Ganz anders in Deutschland, wo die Produkte der Firma weiterhin die Bestenlisten anführten und auf der Hannover Messe mit Preisen gekrönt wurden. Auch renommierte Prüfer wie die Stiftung Warentest empfahlen noch bis vor kurzem wärmstens den Scanner KAV. Am Dienstag zog die Stiftung ihre Qualitäts­urteile für den russischen Anbieter zurück­.

Einem Virenschutz muss man vertrauen können.
Jörn Müller-Quade, IT-Sicherheitsexperte am KIT

Die von der Redaktion befragten Cybersicherheitsexperten finden die Warnungen vor Kaspersky nachvollziehbar. „Im Konfliktfall wäre es denkbar, dass ein russischer Virenschutz russische Schadprogramme einfach durchlässt“, urteilt der Kryptografiefachmann Jörn Müller-Quade aus Karlsruhe. „Zusätzlich hat ein Virenschutzprogramm weitreichende Zugriffsrechte, die missbraucht werden könnten, um den Rechner anzugreifen.“

Der KIT-Forscher sieht aktuell keine Anhaltspunkte dafür, dass Kaspersky im Dienst des Kreml steht.
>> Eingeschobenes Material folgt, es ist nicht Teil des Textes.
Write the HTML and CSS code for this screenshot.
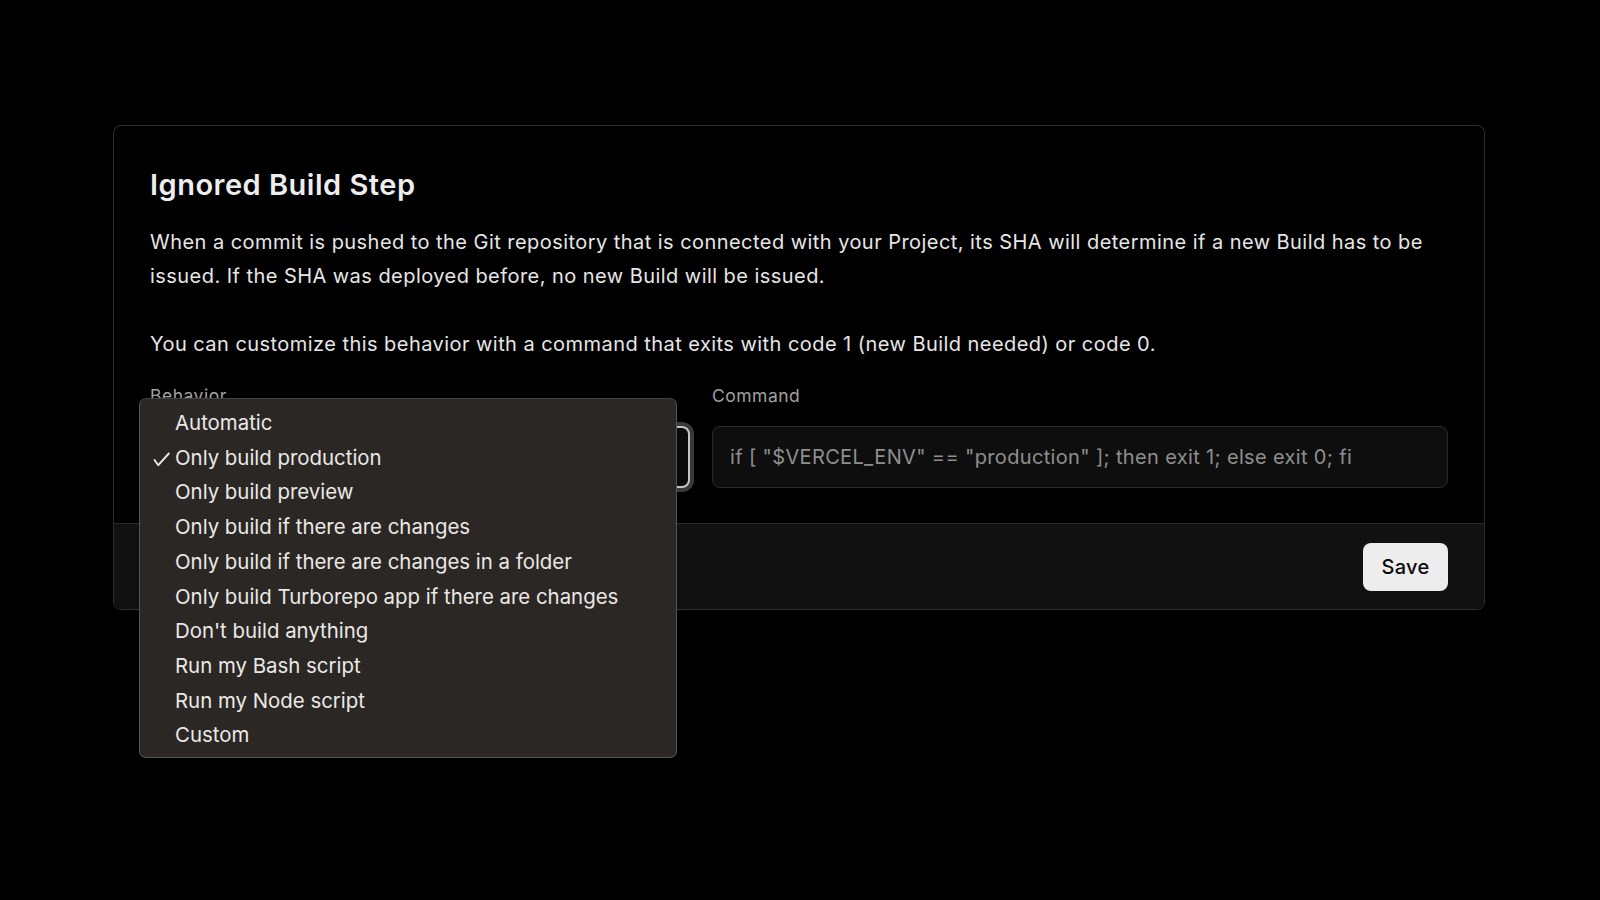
FILE: index.html
```html
<!DOCTYPE html>
<html lang="en">
<head>
	<meta charset="UTF-8">
	<title>Ignored Build Step</title>
	<link rel="stylesheet" href="styles.css">
</head>
<body>
	<main class="page">
		<section class="card">
			<div class="card-body">
				<h2 class="card-title">Ignored Build Step</h2>
				<p class="card-text">When a commit is pushed to the Git repository that is connected with your Project, its SHA will determine if a new Build has to be issued. If the SHA was deployed before, no new Build will be issued.</p>
				<p class="card-text card-text-gap">You can customize this behavior with a command that exits with code 1 (new Build needed) or code 0.</p>

				<div class="fields">
					<div class="field field-behavior">
						<label class="field-label">Behavior</label>
						<div class="select is-focused"></div>

						<ul class="menu">
							<li>Automatic</li>
							<li class="is-checked">
								<svg class="check" width="17" height="15" viewBox="0 0 17 15"><path d="M1.5 8 L5.3 13.2 L15.8 1.5" fill="none" stroke="currentColor" stroke-width="1.9" stroke-linecap="round" stroke-linejoin="round"/></svg>
								Only build production
							</li>
							<li>Only build preview</li>
							<li>Only build if there are changes</li>
							<li>Only build if there are changes in a folder</li>
							<li>Only build Turborepo app if there are changes</li>
							<li>Don't build anything</li>
							<li>Run my Bash script</li>
							<li>Run my Node script</li>
							<li>Custom</li>
						</ul>
					</div>
					<div class="field">
						<label class="field-label">Command</label>
						<div class="input">if [ "$VERCEL_ENV" == "production" ]; then exit 1; else exit 0; fi</div>
					</div>
				</div>
			</div>
			<div class="card-footer">
				<button class="btn">Save</button>
			</div>
		</section>
	</main>
</body>
</html>
```

FILE: styles.css
```css
*{
	margin: 0;
	padding: 0;
	box-sizing: border-box;
}
html,body{
	height: 100%;
}
body{
	background-color: #000;
	color: #ededed;
	font-family: Inter, "Noto Sans", sans-serif;
	overflow: hidden;
}
ul{list-style: none;}

.page{
	padding: 125px 0 0 113px;
}
.card{
	width: 1372px;
	border: 1px solid #2e2e2e;
	border-radius: 8px;
	background-color: #000;
}
.card-body{
	padding: 41px 36px 35px;
}
.card-title{
	font-size: 29px;
	line-height: 36px;
	font-weight: 600;
	letter-spacing: 0.5px;
	color: #ededed;
}
.card-text{
	margin-top: 22px;
	font-size: 20px;
	line-height: 34px;
	letter-spacing: 0.45px;
	color: #e6e6e6;
}
.card-text-gap{
	margin-top: 34px;
}

.fields{
	display: grid;
	grid-template-columns: 540px 1fr;
	column-gap: 22px;
	margin-top: 25px;
}
.field{
	display: flex;
	flex-direction: column;
	gap: 20px;
}
.field-behavior{
	position: relative;
}
.field-label{
	font-size: 17.5px;
	line-height: 20px;
	letter-spacing: 0.5px;
	color: #a1a1a1;
}
.select,
.input{
	height: 62px;
	border-radius: 8px;
	display: flex;
	align-items: center;
	padding: 0 17px;
	font-size: 20px;
	letter-spacing: 0.35px;
}
.select{
	border: 2px solid #c4c4c4;
	background-color: #0a0a0a;
}
.select.is-focused{
	box-shadow: 0 0 0 4px #3a3a3a;
}
.input{
	border: 1px solid #2a2a2a;
	background-color: #0e0e0e;
	color: #8f8f8f;
	white-space: nowrap;
}

/* native dropdown, open over the behavior select */
.menu{
	position: absolute;
	left: -11px;
	top: 12px;
	width: 538px;
	padding: 7px 0 4px;
	background-color: #2a2724;
	border: 1px solid #57534f;
	border-top-color: #45413d;
	border-radius: 7px;
	color: #ebe9e6;
	font-size: 20.4px;
	z-index: 5;
}
.menu li{
	position: relative;
	line-height: 34.7px;
	padding-left: 35px;
}
.menu .check{
	position: absolute;
	left: 13px;
	top: 11px;
}

.card-footer{
	height: 86px;
	border-top: 1px solid #2e2b29;
	background-color: #111;
	border-radius: 0 0 8px 8px;
	display: flex;
	align-items: center;
	justify-content: flex-end;
	padding: 0 36px;
}
.btn{
	width: 85px;
	height: 48px;
	border: 0;
	border-radius: 8px;
	background-color: #ededed;
	color: #0a0a0a;
	font-family: Inter, "Noto Sans", sans-serif;
	font-size: 20px;
	font-weight: 500;
	letter-spacing: 0.3px;
}
```
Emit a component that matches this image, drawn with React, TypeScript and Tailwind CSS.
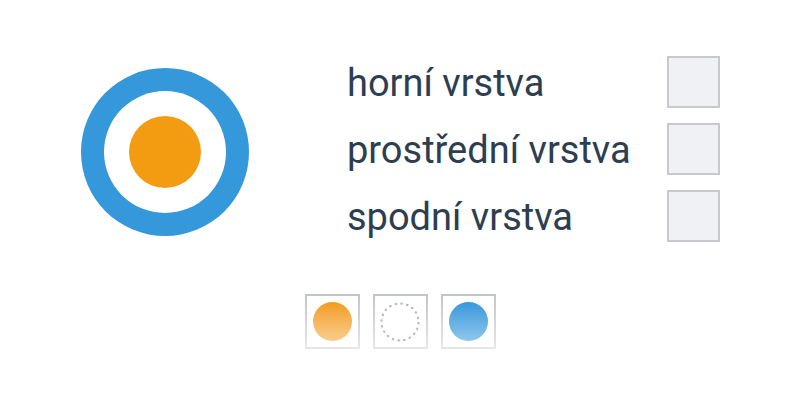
import React from "react";

const rows = ["horní vrstva", "prostřední vrstva", "spodní vrstva"];

export default function App() {
  return (
    <div className="w-[800px] h-[400px] bg-white flex flex-col" style={{ fontFamily: "Roboto, 'Noto Sans', sans-serif" }}>
      <div className="flex items-start pt-[56px] pl-[81px]">
        <div className="mt-[12px] w-[168px] h-[168px] rounded-full bg-[#3498db] flex items-center justify-center">
          <div className="w-[122px] h-[122px] rounded-full bg-white flex items-center justify-center">
            <div className="w-[72px] h-[72px] rounded-full bg-[#f39c12]" />
          </div>
        </div>
        <div className="ml-[98px] w-[373px] flex flex-col gap-[15px]">
          {rows.map((r) => (
            <div key={r} className="h-[52px] flex items-center justify-between">
              <span className="text-[38px] leading-none text-[#2c3e50] translate-y-[1px]">{r}</span>
              <div className="w-[53px] h-[52px] border-2 border-[#c6cacd] bg-[#f0f1f5]" />
            </div>
          ))}
        </div>
      </div>
      <div className="mt-[52px] flex justify-center gap-[13px]">
        {[
          <div key="o" className="w-[39px] h-[39px] rounded-full bg-gradient-to-b from-[#f39c12] to-[#f8cd8a]" />,
          <svg key="m" width="40" height="40" viewBox="0 0 40 40">
            <circle cx="20" cy="20" r="18.5" fill="none" stroke="#b9b9b9" strokeWidth="2" strokeDasharray="2.4 3.4" />
          </svg>,
          <div key="b" className="w-[39px] h-[39px] rounded-full bg-gradient-to-b from-[#3498db] to-[#8ec6ec]" />,
        ].map((c, i) => (
          <div key={i} className="w-[55px] h-[55px] p-[2px] bg-gradient-to-b from-[#c2c5c8] to-[#e6e7e8]">
            <div className="w-full h-full bg-white flex items-center justify-center">{c}</div>
          </div>
        ))}
      </div>
    </div>
  );
}
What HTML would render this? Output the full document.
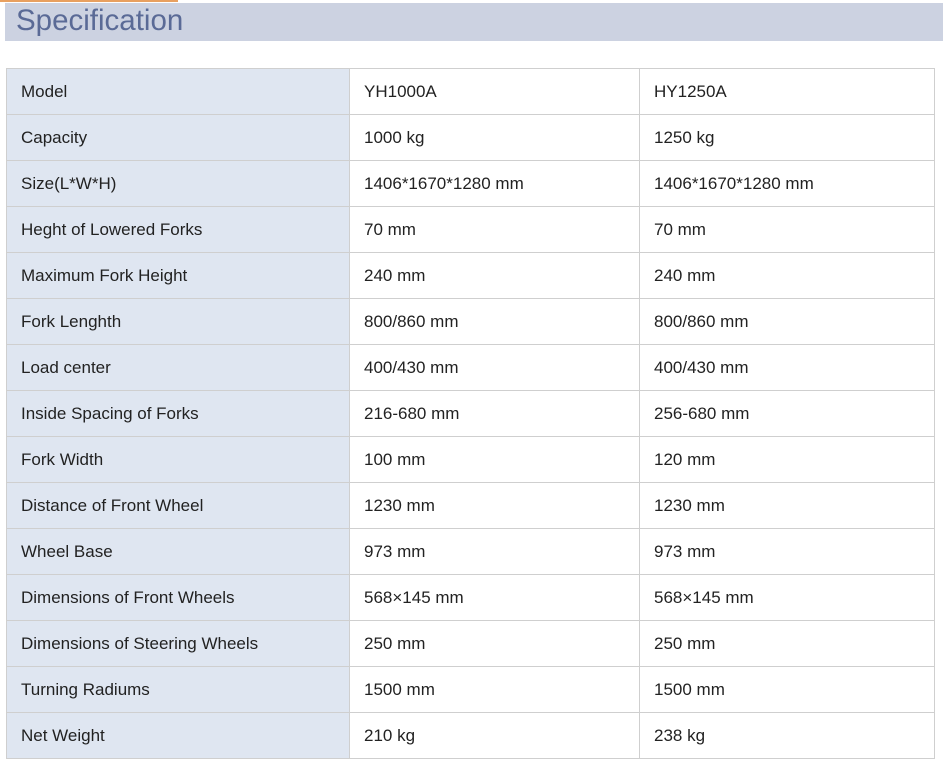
<!DOCTYPE html>
<html><head><style>
body{margin:0;background:#fff;font-family:"Liberation Sans",sans-serif;width:943px;height:764px;position:relative;overflow:hidden}
.or{position:absolute;left:0;top:0;width:178px;height:2px;background:#e8a060}
.hd{position:absolute;left:5px;top:3px;width:938px;height:38px;background:#ccd2e1;color:#5a6a96;font-size:29.5px;line-height:35px;padding-left:11px;box-sizing:border-box}
table{position:absolute;left:6px;top:68px;border-collapse:collapse;width:929px}
td{border:1px solid #cfcfcf;height:46px;padding:0 0 0 14px;font-size:17px;color:#222;box-sizing:border-box}
td:first-child{background:#dfe6f1;width:343px}
td:nth-child(2){width:290px}
</style></head><body>
<div class="or"></div>
<div class="hd">Specification</div>
<table>
<tr><td>Model</td><td>YH1000A</td><td>HY1250A</td></tr>
<tr><td>Capacity</td><td>1000 kg</td><td>1250 kg</td></tr>
<tr><td>Size(L*W*H)</td><td>1406*1670*1280 mm</td><td>1406*1670*1280 mm</td></tr>
<tr><td>Heght of Lowered Forks</td><td>70 mm</td><td>70 mm</td></tr>
<tr><td>Maximum Fork Height</td><td>240 mm</td><td>240 mm</td></tr>
<tr><td>Fork Lenghth</td><td>800/860 mm</td><td>800/860 mm</td></tr>
<tr><td>Load center</td><td>400/430 mm</td><td>400/430 mm</td></tr>
<tr><td>Inside Spacing of Forks</td><td>216-680 mm</td><td>256-680 mm</td></tr>
<tr><td>Fork Width</td><td>100 mm</td><td>120 mm</td></tr>
<tr><td>Distance of Front Wheel</td><td>1230 mm</td><td>1230 mm</td></tr>
<tr><td>Wheel Base</td><td>973 mm</td><td>973 mm</td></tr>
<tr><td>Dimensions of Front Wheels</td><td>568×145 mm</td><td>568×145 mm</td></tr>
<tr><td>Dimensions of Steering Wheels</td><td>250 mm</td><td>250 mm</td></tr>
<tr><td>Turning Radiums</td><td>1500 mm</td><td>1500 mm</td></tr>
<tr><td>Net Weight</td><td>210 kg</td><td>238 kg</td></tr>
</table>
</body></html>
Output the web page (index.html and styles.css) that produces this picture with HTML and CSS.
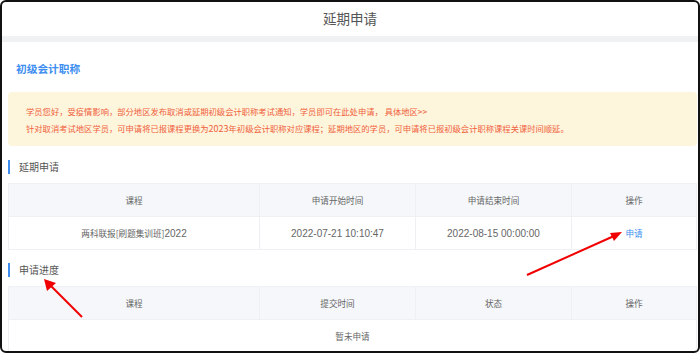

In seinen Augen sind jedoch „der Verdacht und die Möglichkeit schon Risiko genug“, um auf andere Produkte umzusteigen. Denn: „Einem Virenschutz muss man vertrauen können.“

Kaspersky-Alternative: Anwender können kostenlose Virenscanner nutzen

Ähnlich äußerte sich das bekannte IT-Sicherheitsunternehmen 8com, das in seinem hochmodernen Cyber Defense Center in Neustadt an der Weinstraße rund um die Uhr Cybergefahren analysiert und Kunden in 40 Ländern berät. „Die russischen Geheimdienste arbeiten schon seit Jahren mit Cyberspezialisten und hochprofessionellen Cybercrime-Gruppen zusammen“, sagte den BNN ein Sprecher der Firma.

Putins Regime sei bereit, alle Register zu ziehen, und selbst die integersten Unternehmen und Akteure in Russland könnten unter dem staatlichen Druck einknicken. „Darum raten wir aktuell unseren Kunden dazu, gänzlich auf Software-Produkte aus Russland zu verzichten“.

Laut 8com gibt es für Anwender zahlreiche, ebenfalls gute Antivirenlösungen namhafter Hersteller wie Avira, Privatnutzer mit Windows könnten sich zudem auf den mitgelieferten Windows Defender verlassen.